While the Broad stands to offer a significant economic and symbolic stimulus for downtown Los Angeles, it is less clear just how much such a collector-founded art institution will add to the city’s cultural life. In contrast to institutions like the Solomon R. Guggenheim Museum in New York and Carnegie Museum of Art in Pittsburgh, which both began with the express intention of building upon their initial holdings to amass ever-expanding collections of present and future art, the Broad has conveyed no such intention to grow beyond the founder’s influence. Instead, it presents itself as above all a lending library and exhibition space for Broad’s existing 2,000-piece collection, of which it will be able to show roughly 300 works at a time. “I don’t feel good about things in storage. I want to hang them, lend them, or show them,” states Broad on the Broad’s website. With this as the institution’s raison d’être, the Broad would be more honestly suited by a name like the Broad Collection, as it originally called itself before adopting the phrase “contemporary art museum” for its branding materials instead.

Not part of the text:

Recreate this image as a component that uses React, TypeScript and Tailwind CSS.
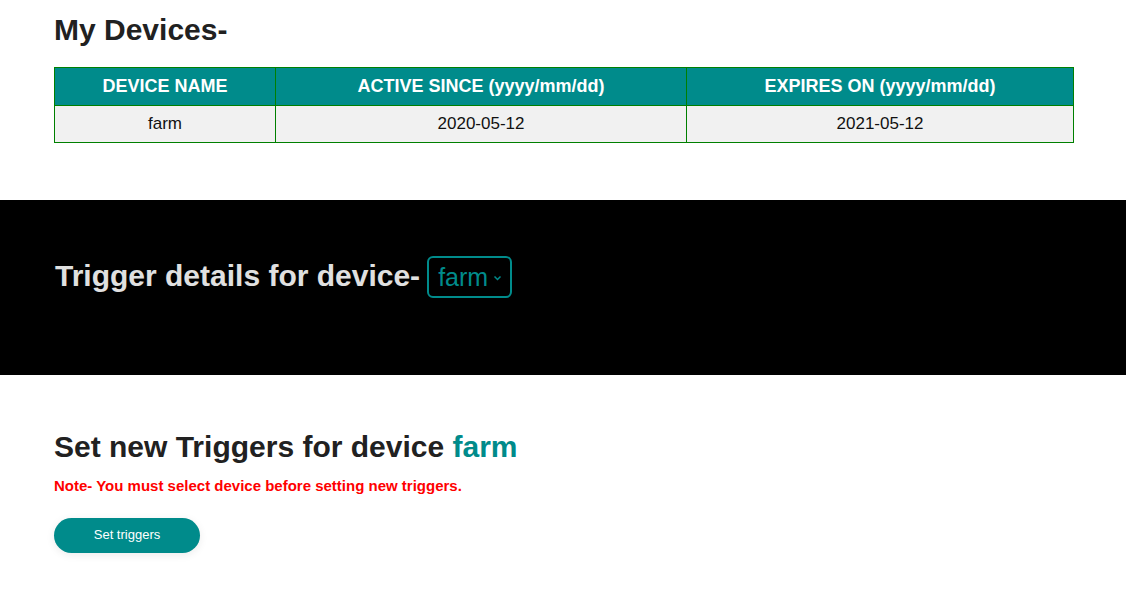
export default function App() {
  const devices = [{ name: "farm", active: "2020-05-12", expires: "2021-05-12" }];

  return (
    <div className="min-h-[605px] bg-white font-['Liberation_Sans',Arial,sans-serif] text-[#212121]">
      {/* My devices */}
      <section className="pl-[54px] pr-[52px] pt-[13px]">
        <h1 className="text-[30px] font-bold leading-[34px]">My Devices-</h1>
        <table className="mt-[20px] w-full border-collapse border border-[#008000] text-center">
          <thead>
            <tr className="h-[38px] bg-[#008b8b] text-[18px] font-bold text-white">
              <th className="w-[221px] border border-[#008000] font-bold">DEVICE NAME</th>
              <th className="w-[411px] border border-[#008000] font-bold">ACTIVE SINCE (yyyy/mm/dd)</th>
              <th className="border border-[#008000] font-bold">EXPIRES ON (yyyy/mm/dd)</th>
            </tr>
          </thead>
          <tbody>
            {devices.map((d) => (
              <tr key={d.name} className="h-[37px] bg-[#f1f1f1] text-[17px] text-[#111]">
                <td className="border border-[#008000]">{d.name}</td>
                <td className="border border-[#008000]">{d.active}</td>
                <td className="border border-[#008000]">{d.expires}</td>
              </tr>
            ))}
          </tbody>
        </table>
      </section>

      {/* Trigger details */}
      <section className="mt-[57px] h-[175px] bg-black pl-[55px] pt-[56px]">
        <div className="flex items-baseline gap-[7px]">
          <h2 className="text-[30px] font-bold leading-[34px] text-[#e0e0e0]">Trigger details for device-</h2>
          <div className="flex h-[42px] w-[85px] items-center rounded-[6px] border-2 border-[#008b8b] pl-[9px] pr-[8px] text-[#008b8b]">
            <span className="text-[25px] leading-[28px]">farm</span>
            <svg className="ml-auto mt-[1px]" width="9" height="6" viewBox="0 0 9 6" fill="none">
              <path d="M1.5 1.5 L4.5 4.5 L7.5 1.5" stroke="#008b8b" strokeWidth="1.5" />
            </svg>
          </div>
        </div>
      </section>

      {/* Set new triggers */}
      <section className="pl-[54px] pt-[55px]">
        <h2 className="text-[30px] font-bold leading-[34px]">
          Set new Triggers for device <span className="text-[#008b8b]">farm</span>
        </h2>
        <p className="mt-[11px] text-[15px] font-bold text-[#ff0000]">
          Note- You must select device before setting new triggers.
        </p>
        <button className="mt-[20px] h-[35px] w-[146px] rounded-full bg-[#008b8b] text-[13px] text-white shadow-[0_2px_8px_rgba(0,0,0,0.08)]">
          Set triggers
        </button>
      </section>
    </div>
  );
}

Indeed, the Broad is perhaps most comparable to the Frick Collection in Manhattan, a jewel-box display space for industrialist Henry Clay Frick and his daughter Helen’s collection of Old Master paintings.
With no long-term commitment to expanding or altering its collection, the Broad is unlikely to foster adventurous curatorial work—or indeed, allow for much of anything that does not actively affirm the value of its current, market-driven holdings—other than by lending works out to more progressive institutions. If the Broad is to make any truly substantial impact on downtown L.A.’s culture of art, it will more likely be through spillover benefits to its neighbor, the Museum of Contemporary Art, a historically forward-thinking institution that may have a new lease on life with the departure of its beleaguered former director, Jeffrey Deitch, and the arrival of Dia Art Foundation head Philippe Vergne in his stead. Broad happens to be a trustee at MOCA, and has been credited both with saving the institution, by injecting $30 million when its finances were a wreck (for comparison, he has endowed the Broad with $200 million), and hamstringing it, by imposing the blinkered focus on increased attendance through the showy exhibitions that characterized Deitch’s tenure and led to the firing of esteemed curator Paul Schimmel. Angelenos may sense a worthwhile tradeoff here: Broad establishes his influence as bedrock at a so-called museum of his own, in exchange for loosening his grip on another.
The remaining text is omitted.